EXERCISE TASK:
Return the data exactly, with all pictures removed.

* BEGIN *

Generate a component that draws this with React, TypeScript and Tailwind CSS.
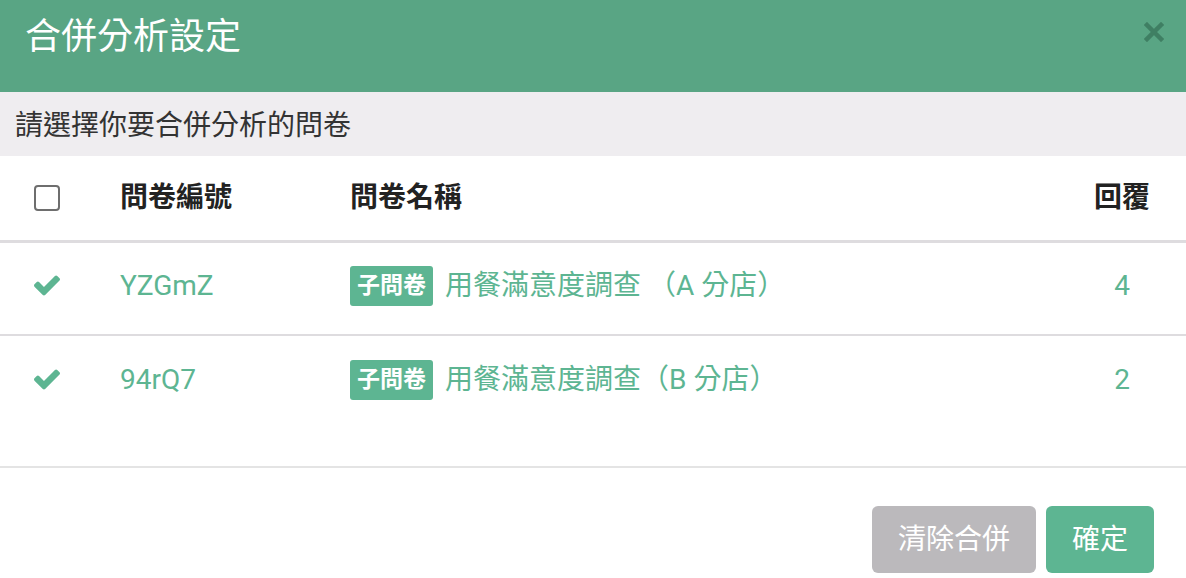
import React from "react";

const Check = () => (
  <svg width="26" height="21" viewBox="121 334 1550 1188" className="block">
    <path
      fill="#5db592"
      d="M1671 566q0 40-28 68l-724 724-136 136q-28 28-68 28t-68-28l-136-136-362-362q-28-28-28-68t28-68l136-136q28-28 68-28t68 28l294 295 656-657q28-28 68-28t68 28l136 136q28 28 28 68z"
    />
  </svg>
);

const rows = [
  { code: "YZGmZ", name: "用餐滿意度調查 （A 分店）", n: "4" },
  { code: "94rQ7", name: "用餐滿意度調查（B 分店）", n: "2" },
];

export default function App() {
  return (
    <div
      className="w-[1186px] h-[578px] overflow-hidden bg-white"
      style={{ fontFamily: "Roboto, 'Noto Sans CJK TC', sans-serif" }}
    >
      <div className="h-[92px] bg-[#59a584] flex items-start justify-between pl-[25px] pr-[22px]">
        <div className="text-[36px] leading-none text-white mt-[19px]">合併分析設定</div>
        <svg width="20" height="20" viewBox="0 0 20 20" className="mt-[22px]">
          <path d="M3 3 L17 17 M17 3 L3 17" stroke="#3f7f63" strokeWidth="4.5" strokeLinecap="square" />
        </svg>
      </div>
      <div className="h-[64px] bg-[#efedf0] flex items-center pl-[15px] pt-[3px] text-[28px] text-[#333] leading-none">
        請選擇你要合併分析的問卷
      </div>
      <div className="grid grid-cols-[120px_230px_1fr_116px] pr-[6px] h-[87px] items-center border-b-[3px] border-[#dedcdf] text-[28px] font-bold text-[#222] leading-none">
        <div className="pl-[34px]">
          <div className="w-[26px] h-[26px] border-2 border-[#6e6e6e] rounded-[4px]" />
        </div>
        <div>問卷編號</div>
        <div>問卷名稱</div>
        <div className="text-center">回覆</div>
      </div>
      <div className="pb-[37px] border-b-2 border-[#e4e4e4]">
        {rows.map((r, i) => (
          <div
            key={r.code}
            className={`grid grid-cols-[120px_230px_1fr_116px] pr-[6px] h-[93px] pb-[6px] items-center text-[28px] text-[#5db592] leading-none ${i === 0 ? "border-b-2 border-[#dedcdf]" : ""}`}
          >
            <div className="pl-[34px]">
              <Check />
            </div>
            <div>{r.code}</div>
            <div className="flex items-center">
              <span className="bg-[#5db592] text-white font-bold text-[23px] leading-none rounded-[3px] h-[40px] w-[83px] flex items-center justify-center mr-[12px]">
                子問卷
              </span>
              <span>{r.name}</span>
            </div>
            <div className="text-center">{r.n}</div>
          </div>
        ))}
      </div>
      <div className="flex justify-end gap-[10px] pt-[38px] pr-[32px]">
        <button className="w-[164px] h-[67px] rounded-[6px] bg-[#bbb9bc] text-white text-[28px] leading-none">清除合併</button>
        <button className="w-[108px] h-[67px] rounded-[6px] bg-[#5db592] text-white text-[28px] leading-none">確定</button>
      </div>
    </div>
  );
}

* END *

TASK RESPONSE:
Generate a component that draws this with React, TypeScript and Tailwind CSS.
import React from "react";

const Check = () => (
  <svg width="26" height="21" viewBox="121 334 1550 1188" className="block">
    <path
      fill="#5db592"
      d="M1671 566q0 40-28 68l-724 724-136 136q-28 28-68 28t-68-28l-136-136-362-362q-28-28-28-68t28-68l136-136q28-28 68-28t68 28l294 295 656-657q28-28 68-28t68 28l136 136q28 28 28 68z"
    />
  </svg>
);

const rows = [
  { code: "YZGmZ", name: "用餐滿意度調查 （A 分店）", n: "4" },
  { code: "94rQ7", name: "用餐滿意度調查（B 分店）", n: "2" },
];

export default function App() {
  return (
    <div
      className="w-[1186px] h-[578px] overflow-hidden bg-white"
      style={{ fontFamily: "Roboto, 'Noto Sans CJK TC', sans-serif" }}
    >
      <div className="h-[92px] bg-[#59a584] flex items-start justify-between pl-[25px] pr-[22px]">
        <div className="text-[36px] leading-none text-white mt-[19px]">合併分析設定</div>
        <svg width="20" height="20" viewBox="0 0 20 20" className="mt-[22px]">
          <path d="M3 3 L17 17 M17 3 L3 17" stroke="#3f7f63" strokeWidth="4.5" strokeLinecap="square" />
        </svg>
      </div>
      <div className="h-[64px] bg-[#efedf0] flex items-center pl-[15px] pt-[3px] text-[28px] text-[#333] leading-none">
        請選擇你要合併分析的問卷
      </div>
      <div className="grid grid-cols-[120px_230px_1fr_116px] pr-[6px] h-[87px] items-center border-b-[3px] border-[#dedcdf] text-[28px] font-bold text-[#222] leading-none">
        <div className="pl-[34px]">
          <div className="w-[26px] h-[26px] border-2 border-[#6e6e6e] rounded-[4px]" />
        </div>
        <div>問卷編號</div>
        <div>問卷名稱</div>
        <div className="text-center">回覆</div>
      </div>
      <div className="pb-[37px] border-b-2 border-[#e4e4e4]">
        {rows.map((r, i) => (
          <div
            key={r.code}
            className={`grid grid-cols-[120px_230px_1fr_116px] pr-[6px] h-[93px] pb-[6px] items-center text-[28px] text-[#5db592] leading-none ${i === 0 ? "border-b-2 border-[#dedcdf]" : ""}`}
          >
            <div className="pl-[34px]">
              <Check />
            </div>
            <div>{r.code}</div>
            <div className="flex items-center">
              <span className="bg-[#5db592] text-white font-bold text-[23px] leading-none rounded-[3px] h-[40px] w-[83px] flex items-center justify-center mr-[12px]">
                子問卷
              </span>
              <span>{r.name}</span>
            </div>
            <div className="text-center">{r.n}</div>
          </div>
        ))}
      </div>
      <div className="flex justify-end gap-[10px] pt-[38px] pr-[32px]">
        <button className="w-[164px] h-[67px] rounded-[6px] bg-[#bbb9bc] text-white text-[28px] leading-none">清除合併</button>
        <button className="w-[108px] h-[67px] rounded-[6px] bg-[#5db592] text-white text-[28px] leading-none">確定</button>
      </div>
    </div>
  );
}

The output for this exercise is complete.